- Collected data -
* BEGIN *
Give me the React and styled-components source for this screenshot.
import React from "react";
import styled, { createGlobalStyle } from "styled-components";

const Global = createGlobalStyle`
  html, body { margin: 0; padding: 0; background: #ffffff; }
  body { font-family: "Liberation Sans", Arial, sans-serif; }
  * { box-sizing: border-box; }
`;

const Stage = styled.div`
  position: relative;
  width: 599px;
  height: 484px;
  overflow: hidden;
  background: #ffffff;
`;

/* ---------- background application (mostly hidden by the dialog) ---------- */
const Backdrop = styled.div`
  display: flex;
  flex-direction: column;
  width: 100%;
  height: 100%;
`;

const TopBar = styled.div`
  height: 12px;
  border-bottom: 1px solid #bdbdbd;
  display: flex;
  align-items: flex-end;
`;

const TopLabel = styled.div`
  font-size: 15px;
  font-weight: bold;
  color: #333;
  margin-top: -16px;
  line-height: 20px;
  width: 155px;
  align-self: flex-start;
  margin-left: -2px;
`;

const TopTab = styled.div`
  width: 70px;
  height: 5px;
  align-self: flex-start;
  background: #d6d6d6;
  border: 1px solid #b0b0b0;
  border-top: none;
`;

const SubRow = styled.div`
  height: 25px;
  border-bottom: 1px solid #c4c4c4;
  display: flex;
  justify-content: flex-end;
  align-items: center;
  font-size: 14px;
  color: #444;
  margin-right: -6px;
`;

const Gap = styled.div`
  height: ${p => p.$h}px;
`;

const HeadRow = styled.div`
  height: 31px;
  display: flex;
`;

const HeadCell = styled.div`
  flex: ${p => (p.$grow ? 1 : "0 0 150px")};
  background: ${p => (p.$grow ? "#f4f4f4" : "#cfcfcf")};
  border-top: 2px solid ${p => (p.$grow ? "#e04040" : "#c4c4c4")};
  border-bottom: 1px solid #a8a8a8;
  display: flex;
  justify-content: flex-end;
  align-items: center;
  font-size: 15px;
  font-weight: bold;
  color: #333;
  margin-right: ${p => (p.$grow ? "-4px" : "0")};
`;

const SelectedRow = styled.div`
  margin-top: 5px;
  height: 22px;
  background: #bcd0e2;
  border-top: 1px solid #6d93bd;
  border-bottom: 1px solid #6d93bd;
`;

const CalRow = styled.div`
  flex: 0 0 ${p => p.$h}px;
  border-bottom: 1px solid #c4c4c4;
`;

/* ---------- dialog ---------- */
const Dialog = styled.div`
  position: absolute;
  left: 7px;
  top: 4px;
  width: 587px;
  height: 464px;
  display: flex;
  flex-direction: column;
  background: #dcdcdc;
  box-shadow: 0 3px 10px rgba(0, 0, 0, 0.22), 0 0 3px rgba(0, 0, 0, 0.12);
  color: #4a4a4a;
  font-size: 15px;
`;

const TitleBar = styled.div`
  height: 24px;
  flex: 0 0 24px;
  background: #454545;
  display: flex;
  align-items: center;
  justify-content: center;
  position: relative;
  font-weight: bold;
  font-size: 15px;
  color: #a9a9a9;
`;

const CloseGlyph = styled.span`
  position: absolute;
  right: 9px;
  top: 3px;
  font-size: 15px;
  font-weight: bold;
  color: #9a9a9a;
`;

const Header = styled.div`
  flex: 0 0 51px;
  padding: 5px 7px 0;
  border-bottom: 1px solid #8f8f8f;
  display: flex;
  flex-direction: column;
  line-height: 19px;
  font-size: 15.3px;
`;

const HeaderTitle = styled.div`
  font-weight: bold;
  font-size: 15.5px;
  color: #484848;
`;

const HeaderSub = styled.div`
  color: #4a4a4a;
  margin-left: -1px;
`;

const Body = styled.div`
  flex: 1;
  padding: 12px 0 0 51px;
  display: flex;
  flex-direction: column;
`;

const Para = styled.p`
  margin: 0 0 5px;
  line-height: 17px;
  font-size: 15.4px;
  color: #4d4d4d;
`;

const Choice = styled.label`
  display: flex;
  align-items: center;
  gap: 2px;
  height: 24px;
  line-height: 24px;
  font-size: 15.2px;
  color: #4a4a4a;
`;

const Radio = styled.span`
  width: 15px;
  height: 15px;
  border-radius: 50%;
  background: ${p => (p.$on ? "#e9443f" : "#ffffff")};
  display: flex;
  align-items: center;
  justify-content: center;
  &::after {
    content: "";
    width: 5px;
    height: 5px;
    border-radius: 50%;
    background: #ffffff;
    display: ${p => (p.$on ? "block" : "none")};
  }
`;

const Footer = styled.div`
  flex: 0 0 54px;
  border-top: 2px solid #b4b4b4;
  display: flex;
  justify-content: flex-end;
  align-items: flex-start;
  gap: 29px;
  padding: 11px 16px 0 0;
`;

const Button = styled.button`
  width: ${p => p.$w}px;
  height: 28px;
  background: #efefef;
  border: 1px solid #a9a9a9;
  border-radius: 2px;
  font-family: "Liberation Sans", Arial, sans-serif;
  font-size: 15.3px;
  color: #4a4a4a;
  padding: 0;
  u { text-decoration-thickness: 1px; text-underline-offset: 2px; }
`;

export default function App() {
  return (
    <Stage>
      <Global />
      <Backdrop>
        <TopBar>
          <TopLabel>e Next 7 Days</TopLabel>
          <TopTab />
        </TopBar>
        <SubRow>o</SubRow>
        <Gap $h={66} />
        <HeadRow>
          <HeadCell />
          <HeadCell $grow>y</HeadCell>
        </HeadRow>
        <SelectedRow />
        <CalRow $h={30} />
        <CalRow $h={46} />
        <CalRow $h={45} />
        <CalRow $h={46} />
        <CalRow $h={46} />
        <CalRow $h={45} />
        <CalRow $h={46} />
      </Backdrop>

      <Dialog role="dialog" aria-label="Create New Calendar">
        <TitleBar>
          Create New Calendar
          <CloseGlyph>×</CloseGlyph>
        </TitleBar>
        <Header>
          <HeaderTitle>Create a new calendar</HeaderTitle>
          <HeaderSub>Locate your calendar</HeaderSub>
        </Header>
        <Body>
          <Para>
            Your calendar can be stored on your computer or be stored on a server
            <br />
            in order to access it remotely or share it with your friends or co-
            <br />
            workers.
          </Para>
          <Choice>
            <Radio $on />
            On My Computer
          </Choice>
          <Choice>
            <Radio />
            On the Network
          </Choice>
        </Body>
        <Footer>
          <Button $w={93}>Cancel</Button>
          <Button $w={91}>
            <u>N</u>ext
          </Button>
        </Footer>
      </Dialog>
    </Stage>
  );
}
* END *
- Given problem -
Copy the data above in full, character for character.

- Completed task -
Give me the React and styled-components source for this screenshot.
import React from "react";
import styled, { createGlobalStyle } from "styled-components";

const Global = createGlobalStyle`
  html, body { margin: 0; padding: 0; background: #ffffff; }
  body { font-family: "Liberation Sans", Arial, sans-serif; }
  * { box-sizing: border-box; }
`;

const Stage = styled.div`
  position: relative;
  width: 599px;
  height: 484px;
  overflow: hidden;
  background: #ffffff;
`;

/* ---------- background application (mostly hidden by the dialog) ---------- */
const Backdrop = styled.div`
  display: flex;
  flex-direction: column;
  width: 100%;
  height: 100%;
`;

const TopBar = styled.div`
  height: 12px;
  border-bottom: 1px solid #bdbdbd;
  display: flex;
  align-items: flex-end;
`;

const TopLabel = styled.div`
  font-size: 15px;
  font-weight: bold;
  color: #333;
  margin-top: -16px;
  line-height: 20px;
  width: 155px;
  align-self: flex-start;
  margin-left: -2px;
`;

const TopTab = styled.div`
  width: 70px;
  height: 5px;
  align-self: flex-start;
  background: #d6d6d6;
  border: 1px solid #b0b0b0;
  border-top: none;
`;

const SubRow = styled.div`
  height: 25px;
  border-bottom: 1px solid #c4c4c4;
  display: flex;
  justify-content: flex-end;
  align-items: center;
  font-size: 14px;
  color: #444;
  margin-right: -6px;
`;

const Gap = styled.div`
  height: ${p => p.$h}px;
`;

const HeadRow = styled.div`
  height: 31px;
  display: flex;
`;

const HeadCell = styled.div`
  flex: ${p => (p.$grow ? 1 : "0 0 150px")};
  background: ${p => (p.$grow ? "#f4f4f4" : "#cfcfcf")};
  border-top: 2px solid ${p => (p.$grow ? "#e04040" : "#c4c4c4")};
  border-bottom: 1px solid #a8a8a8;
  display: flex;
  justify-content: flex-end;
  align-items: center;
  font-size: 15px;
  font-weight: bold;
  color: #333;
  margin-right: ${p => (p.$grow ? "-4px" : "0")};
`;

const SelectedRow = styled.div`
  margin-top: 5px;
  height: 22px;
  background: #bcd0e2;
  border-top: 1px solid #6d93bd;
  border-bottom: 1px solid #6d93bd;
`;

const CalRow = styled.div`
  flex: 0 0 ${p => p.$h}px;
  border-bottom: 1px solid #c4c4c4;
`;

/* ---------- dialog ---------- */
const Dialog = styled.div`
  position: absolute;
  left: 7px;
  top: 4px;
  width: 587px;
  height: 464px;
  display: flex;
  flex-direction: column;
  background: #dcdcdc;
  box-shadow: 0 3px 10px rgba(0, 0, 0, 0.22), 0 0 3px rgba(0, 0, 0, 0.12);
  color: #4a4a4a;
  font-size: 15px;
`;

const TitleBar = styled.div`
  height: 24px;
  flex: 0 0 24px;
  background: #454545;
  display: flex;
  align-items: center;
  justify-content: center;
  position: relative;
  font-weight: bold;
  font-size: 15px;
  color: #a9a9a9;
`;

const CloseGlyph = styled.span`
  position: absolute;
  right: 9px;
  top: 3px;
  font-size: 15px;
  font-weight: bold;
  color: #9a9a9a;
`;

const Header = styled.div`
  flex: 0 0 51px;
  padding: 5px 7px 0;
  border-bottom: 1px solid #8f8f8f;
  display: flex;
  flex-direction: column;
  line-height: 19px;
  font-size: 15.3px;
`;

const HeaderTitle = styled.div`
  font-weight: bold;
  font-size: 15.5px;
  color: #484848;
`;

const HeaderSub = styled.div`
  color: #4a4a4a;
  margin-left: -1px;
`;

const Body = styled.div`
  flex: 1;
  padding: 12px 0 0 51px;
  display: flex;
  flex-direction: column;
`;

const Para = styled.p`
  margin: 0 0 5px;
  line-height: 17px;
  font-size: 15.4px;
  color: #4d4d4d;
`;

const Choice = styled.label`
  display: flex;
  align-items: center;
  gap: 2px;
  height: 24px;
  line-height: 24px;
  font-size: 15.2px;
  color: #4a4a4a;
`;

const Radio = styled.span`
  width: 15px;
  height: 15px;
  border-radius: 50%;
  background: ${p => (p.$on ? "#e9443f" : "#ffffff")};
  display: flex;
  align-items: center;
  justify-content: center;
  &::after {
    content: "";
    width: 5px;
    height: 5px;
    border-radius: 50%;
    background: #ffffff;
    display: ${p => (p.$on ? "block" : "none")};
  }
`;

const Footer = styled.div`
  flex: 0 0 54px;
  border-top: 2px solid #b4b4b4;
  display: flex;
  justify-content: flex-end;
  align-items: flex-start;
  gap: 29px;
  padding: 11px 16px 0 0;
`;

const Button = styled.button`
  width: ${p => p.$w}px;
  height: 28px;
  background: #efefef;
  border: 1px solid #a9a9a9;
  border-radius: 2px;
  font-family: "Liberation Sans", Arial, sans-serif;
  font-size: 15.3px;
  color: #4a4a4a;
  padding: 0;
  u { text-decoration-thickness: 1px; text-underline-offset: 2px; }
`;

export default function App() {
  return (
    <Stage>
      <Global />
      <Backdrop>
        <TopBar>
          <TopLabel>e Next 7 Days</TopLabel>
          <TopTab />
        </TopBar>
        <SubRow>o</SubRow>
        <Gap $h={66} />
        <HeadRow>
          <HeadCell />
          <HeadCell $grow>y</HeadCell>
        </HeadRow>
        <SelectedRow />
        <CalRow $h={30} />
        <CalRow $h={46} />
        <CalRow $h={45} />
        <CalRow $h={46} />
        <CalRow $h={46} />
        <CalRow $h={45} />
        <CalRow $h={46} />
      </Backdrop>

      <Dialog role="dialog" aria-label="Create New Calendar">
        <TitleBar>
          Create New Calendar
          <CloseGlyph>×</CloseGlyph>
        </TitleBar>
        <Header>
          <HeaderTitle>Create a new calendar</HeaderTitle>
          <HeaderSub>Locate your calendar</HeaderSub>
        </Header>
        <Body>
          <Para>
            Your calendar can be stored on your computer or be stored on a server
            <br />
            in order to access it remotely or share it with your friends or co-
            <br />
            workers.
          </Para>
          <Choice>
            <Radio $on />
            On My Computer
          </Choice>
          <Choice>
            <Radio />
            On the Network
          </Choice>
        </Body>
        <Footer>
          <Button $w={93}>Cancel</Button>
          <Button $w={91}>
            <u>N</u>ext
          </Button>
        </Footer>
      </Dialog>
    </Stage>
  );
}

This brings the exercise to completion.